俄罗斯

Russia’s Olympic ban is a sad but necessary step

Perhaps Vladimir Putin had always planned to confirm on Wednesday — as if anyone ever doubted it — that he would run for a fourth presidential term next year. Maybe he did so to “bury” the shattering news of Russia’s ban from the Winter Olympics in South Korea next year. Either way, the banishment from February’s Pyeongchang Games is, in international terms, a stinging humiliation. Russia is not only the first nation ever to be excluded from an Olympics for doping, but faces this punishment in the same year it is hosting the football World Cup.

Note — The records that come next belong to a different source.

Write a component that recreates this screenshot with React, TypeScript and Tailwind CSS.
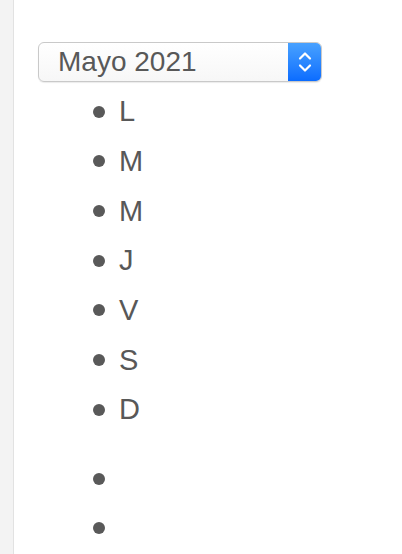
const days = ["L", "M", "M", "J", "V", "S", "D"];

const Bullet = () => (
  <span className="block h-[12px] w-[12px] rounded-full bg-[#595959]" />
);

export default function App() {
  return (
    <div
      className="flex min-h-[554px] bg-white text-[#585858]"
      style={{ fontFamily: '"Liberation Sans", Arial, sans-serif' }}
    >
      <div className="w-[14px] shrink-0 border-r border-[#e2e2e2] bg-[#f3f3f3]" />

      <div className="flex-1 pl-[24px] pt-[42px]">
        <div className="flex h-[40px] w-[284px] overflow-hidden rounded-[6px] border border-[#c9c9c9] bg-gradient-to-b from-white to-[#f7f7f7] shadow-[0_1px_1px_rgba(0,0,0,0.08)]">
          <div className="flex flex-1 items-center pl-[19px] text-[28px] leading-none">
            Mayo 2021
          </div>
          <div className="flex w-[33px] items-center justify-center bg-gradient-to-b from-[#48a1ff] to-[#0a6cff]">
            <svg width="16" height="26" viewBox="0 0 16 26" fill="none">
              <path
                d="M3 9.5 L8 4.5 L13 9.5"
                stroke="white"
                strokeWidth="2.2"
                strokeLinecap="round"
                strokeLinejoin="round"
              />
              <path
                d="M3 16.5 L8 21.5 L13 16.5"
                stroke="white"
                strokeWidth="2.2"
                strokeLinecap="round"
                strokeLinejoin="round"
              />
            </svg>
          </div>
        </div>

        <ul className="mt-[5px]">
          {days.map((d, i) => (
            <li key={i} className="flex h-[49.67px] items-center">
              <span className="ml-[55px] mr-[14px]">
                <Bullet />
              </span>
              <span className="text-[29px] leading-none">{d}</span>
            </li>
          ))}
        </ul>

        <ul className="mt-[20px]">
          {[0, 1].map((i) => (
            <li key={i} className="flex h-[49px] items-center">
              <span className="ml-[55px]">
                <Bullet />
              </span>
            </li>
          ))}
        </ul>
      </div>
    </div>
  );
}
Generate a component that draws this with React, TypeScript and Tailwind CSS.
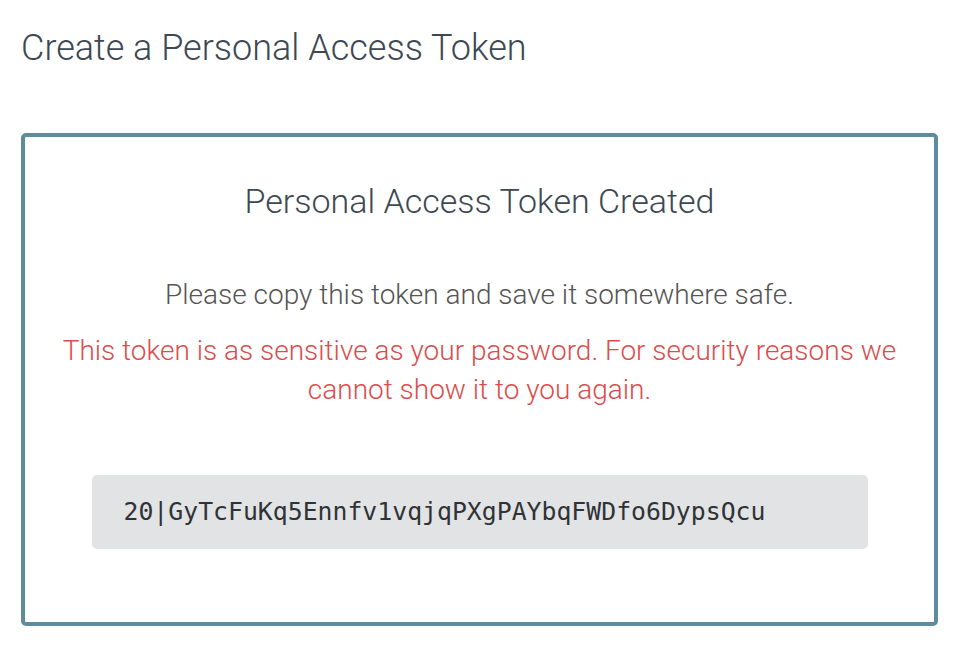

The ban is belated but entirely justified. Even while Russia was hosting the most expensive winter games ever in Sochi in 2014, it was engaged behind the scenes in one of the most elaborate doping cover-ups in sporting history. Russian athletes’ urine samples were systematically switched for clean ones to hide drug-taking that continued throughout the games. The Federal Security Service assisted by working out how to open undetected, supposedly tamper-proof sample bottles.

The International Olympic Committee should have acted last year and barred Russia from the Summer Olympics in Rio de Janeiro, when the World Anti-Doping Agency revealed explosive findings on Moscow’s state-sponsored doping weeks before the games.